Theatre & Dance Department celebrates 50th anniversary of love-rock musical


The love-rock musical “Hair”—a product of the counterculture and sexual revolution of the late 1960s—is coming to Boulder, April 13-22. “Hair” tells the story of a group of politically active hippies fighting against conscription into the Vietnam War.

According to Bud Coleman, the University of Colorado Boulder’s faculty director of “Hair,” the musical “gives us the opportunity to look back at a pivotal moment in American history.”

If you go
What: “Hair.” Book and lyrics by Gerome Ragni and James Rado. Music by Galt MacDermot Produced for the Broadway stage by Michael Butler.
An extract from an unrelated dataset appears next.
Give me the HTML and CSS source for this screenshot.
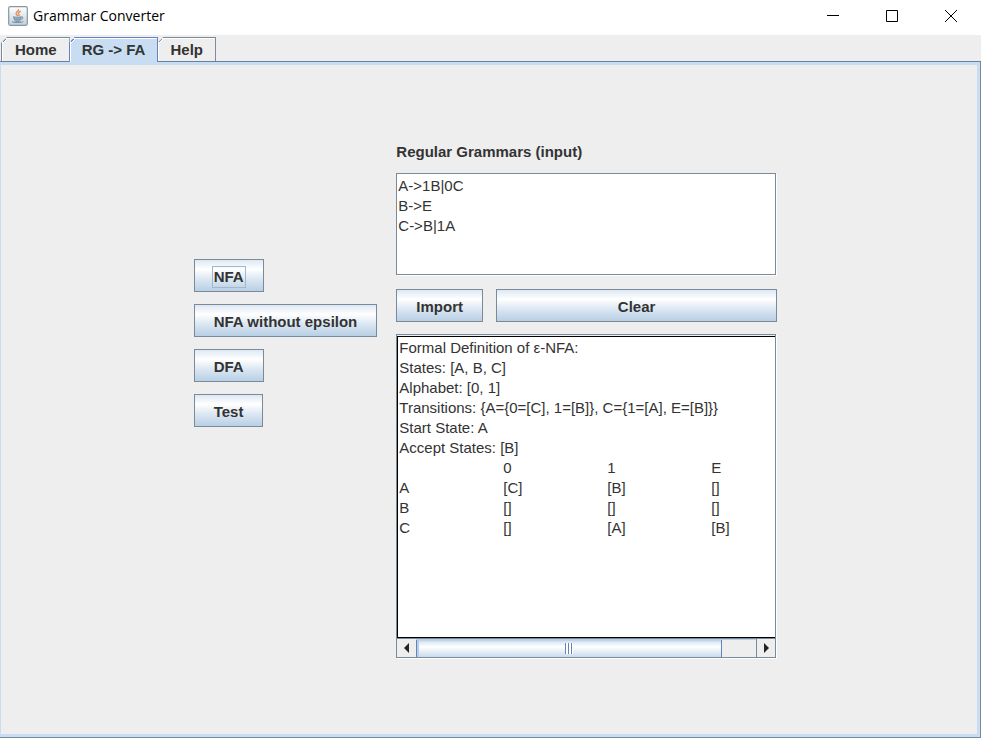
FILE: index.html
```html
<!DOCTYPE html>
<html lang="en">
<head>
<meta charset="utf-8">
<title>Grammar Converter</title>
<link rel="stylesheet" href="styles.css">
</head>
<body>
<div class="window">
  <header class="titlebar">
    <svg class="app-icon" viewBox="0 0 20 20" aria-hidden="true">
      <defs><linearGradient id="tile" x1="0" y1="0" x2="0" y2="1"><stop offset="0" stop-color="#fff"/><stop offset="1" stop-color="#c3d0da"/></linearGradient></defs>
      <rect x=".7" y=".7" width="18.6" height="18.6" rx="1.5" fill="url(#tile)" stroke="#8496a4" stroke-width="1.2"/>
      <path d="M10.500 3c1 2-3.500 3.200-2.300 5.100.4.800 1.300 1.300 1.400 2M12.800 5.200c-2.300 1-3 1.800-2 3 .6.700.2 1.300-.4 1.800" fill="none" stroke="#e58a52" stroke-width="1.300"/>
      <path d="M5.500 10.700c2 .7 5.600.7 7.600 0l-.6 2.800c-.2 1-6 1-6.300 0z" fill="#8da7bb" stroke="#6b8aa3" stroke-width=".8"/>
      <path d="M13.200 11c2.600-.6 2.300 2.200-.5 2.500M4.300 15.200c-1.500 1.800 10 1.800 11 .1M6.500 14.900c1.500.6 4.500.6 6 0" fill="none" stroke="#6b8aa3" stroke-width="1"/>
    </svg>
    <h1 class="title">Grammar Converter</h1>
    <div class="window-controls">
      <button class="window-button" type="button" aria-label="Minimize"><svg viewBox="0 0 12 12"><path d="M0 5.500h12"/></svg></button>
      <button class="window-button" type="button" aria-label="Maximize"><svg viewBox="0 0 12 12"><path d="M.5.5h11v11H.5z"/></svg></button>
      <button class="window-button" type="button" aria-label="Close"><svg viewBox="0 0 12 12"><path d="M0 0l12 12M12 0L0 12"/></svg></button>
    </div>
  </header>
  <nav class="tabs" role="tablist">
    <button class="tab" type="button" role="tab" aria-selected="false">Home</button>
    <button class="tab tab-active" type="button" role="tab" aria-selected="true">RG -&gt; FA</button>
    <button class="tab" type="button" role="tab" aria-selected="false">Help</button>
  </nav>
  <main class="pane">
    <div class="pane-body">
      <div class="actions">
        <button class="button button-focus" type="button"><span>NFA</span></button>
        <button class="button" type="button"><span>NFA without epsilon</span></button>
        <button class="button" type="button"><span>DFA</span></button>
        <button class="button" type="button"><span>Test</span></button>
      </div>
      <div class="workspace">
        <label class="label" for="grammar">Regular Grammars (input)</label>
        <div class="frame">
          <textarea class="text grammar" id="grammar" spellcheck="false">A-&gt;1B|0C
B-&gt;E
C-&gt;B|1A</textarea>
        </div>
        <div class="row">
          <button class="button" type="button"><span>Import</span></button>
          <button class="button button-wide" type="button"><span>Clear</span></button>
        </div>
        <div class="frame frame-output">
          <textarea class="text output" aria-label="Result" readonly spellcheck="false">Formal Definition of ε-NFA:
States: [A, B, C]
Alphabet: [0, 1]
Transitions: {A={0=[C], 1=[B]}, C={1=[A], E=[B]}}
Start State: A
Accept States: [B]
&#9;0&#9;1&#9;E
A&#9;[C]&#9;[B]&#9;[]
B&#9;[]&#9;[]&#9;[]
C&#9;[]&#9;[A]&#9;[B]</textarea>
          <div class="scrollbar">
            <button class="arrow arrow-left" type="button" aria-label="Scroll left"><svg viewBox="0 0 5 10"><path d="M5 0v10L0 5z"/></svg></button>
            <div class="track"><div class="thumb"><span class="grip"></span></div></div>
            <button class="arrow arrow-right" type="button" aria-label="Scroll right"><svg viewBox="0 0 5 10"><path d="M0 0v10l5-5z"/></svg></button>
          </div>
        </div>
      </div>
    </div>
  </main>
</div>
</body>
</html>
```
FILE: styles.css
```css
* { box-sizing: border-box; }

body {
  margin: 0;
  background: #eee;
  color: #333;
  font: 15px/20px "Liberation Sans", Arial, sans-serif;
}

button, textarea { font: inherit; color: inherit; margin: 0; }

.window {
  display: flex;
  flex-direction: column;
  min-height: 100vh;
}

.titlebar {
  display: flex;
  align-items: center;
  height: 35px;
  padding: 0 1px 3px 8px;
  background: #fff;
  color: #000;
}

.app-icon { width: 20px; height: 20px; margin-right: 5px; }

.title {
  margin: 0;
  font: 14px/20px "Open Sans", "Noto Sans", sans-serif;
}

.window-controls { display: flex; margin-left: auto; }

.window-button {
  display: flex;
  align-items: center;
  justify-content: center;
  width: 59px;
  height: 32px;
  padding: 0;
  border: 0;
  background: none;
}

.window-button svg {
  width: 12px;
  height: 12px;
  fill: none;
  stroke: #000;
}

.tabs {
  display: flex;
  align-items: flex-end;
  height: 27px;
  padding-left: 1px;
  border-bottom: 1px solid #6382a3;
}

.tab {
  height: 24px;
  padding: 0 12px 0 13px;
  border: 1px solid #7a8a99;
  border-width: 1px 1px 0 1px;
  background: linear-gradient(135deg, #7a8a99 5px, #fff 5px, #fff 6px, #eee 6px) border-box;
  clip-path: polygon(6px 0, 100% 0, 100% 100%, 0 100%, 0 6px);
  box-shadow: inset 1px 1px #fff;
  font-weight: bold;
  line-height: 23px;
}

.tab + .tab { padding-left: 12px; margin-left: -1px; }

.tab + .tab-active {
  z-index: 1;
  height: 25px;
  padding-bottom: 1px;
  margin-bottom: -1px;
  border-color: #6382bf;
  background: linear-gradient(135deg, #6382bf 5px, #fff 5px, #fff 6px, #c8ddf2 6px) border-box;
}

.pane {
  display: flex;
  flex: 1;
  border: 1px solid #7a8a99;
  border-width: 0 1px 1px 0;
}

.pane-body {
  display: flex;
  flex: 1;
  align-items: center;
  justify-content: center;
  gap: 19px;
  padding: 0 7px 0 0;
  border: 3px solid #c8ddf2;
  border-left-width: 1px;
}

.actions {
  display: flex;
  flex-direction: column;
  align-items: flex-start;
  gap: 12px;
  margin-bottom: 114px;
}

.button {
  height: 33px;
  padding: 3px 17px 0;
  border: 1px solid #7a8a99;
  background: linear-gradient(#dde8f3 0%, #fff 30%, #dde8f3 60%, #b8cfe5 100%);
  font-weight: bold;
}

.button span { display: block; padding: 0 1px; border: 1px solid transparent; }

.button-focus span { border-color: #a3b8cc; }

.button-wide { flex: 1; }

.workspace { width: 381px; }

.label { display: block; margin-bottom: 11px; font-weight: bold; }

.frame {
  display: flex;
  flex-direction: column;
  margin-right: 1px;
  border: 1px solid #7a8a99;
  box-shadow: 1px 1px #fff;
}

.text {
  display: block;
  width: 100%;
  padding: 2px 1px;
  border: 0;
  outline: 0;
  border-radius: 0;
  background: #fff;
  overflow: hidden;
  resize: none;
}

.grammar { height: 100px; }

.row { display: flex; gap: 13px; margin: 14px 0 12px; }

.output {
  height: 302px;
  padding-top: 1px;
  border: 1px solid #000;
  border-right: 0;
  white-space: pre;
  tab-size: 104px;
}

.frame-output { padding-top: 1px; }

.scrollbar { display: flex; height: 19px; border-top: 1px solid #7a8a99; }

.arrow {
  display: flex;
  align-items: center;
  justify-content: center;
  width: 19px;
  padding: 0;
  border: 0 solid #7a8a99;
  background: #eee;
}

.arrow-right { border-left-width: 1px; }

.arrow svg { width: 5px; height: 10px; fill: #222; }

.track { flex: 1; border-top: 1px solid #b8cfe5; }

.thumb {
  display: flex;
  align-items: center;
  justify-content: center;
  width: 90%;
  height: 17px;
  border: 1px solid #6382bf;
  border-width: 0 1px;
  background: linear-gradient(#b8cfe5 0%, #dde8f3 12%, #fff 40%, #c8dbee 100%);
  box-shadow: inset 2px 0 #b8cfe5;
}

.grip {
  width: 8px;
  height: 11px;
  background: repeating-linear-gradient(90deg, #6382bf 0 1px, #fff 1px 3px);
}
```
Originally produced by the New York Shakespeare Festival Theatre.
When: April 13-22, 2018
Where: University Theatre
Cost: $24
Tickets: Visit the CU Presents box office in person (972 Broadway), call 303-492-8008 during business hours or visit us online anytime.

Indeed, from Steven Spielberg’s recent film “The Post,” to Ken Burns’ epic 18-hour documentary “The Vietnam War,” the American public is still motivated in trying to understand this moment in our history: What happened? What does it mean? How did it change us?

“If we accept Hamlet’s observation that plays hold a mirror up to nature, then this mirror gives us a chance to look at an era where we are part of the image,” explains Coleman, Roe Green Professor of Theatre at CU Boulder’s Department of Theatre & Dance. “Hamlet doesn’t say that plays are a window, rather they are a mirror, which means the viewer is part of the experience. 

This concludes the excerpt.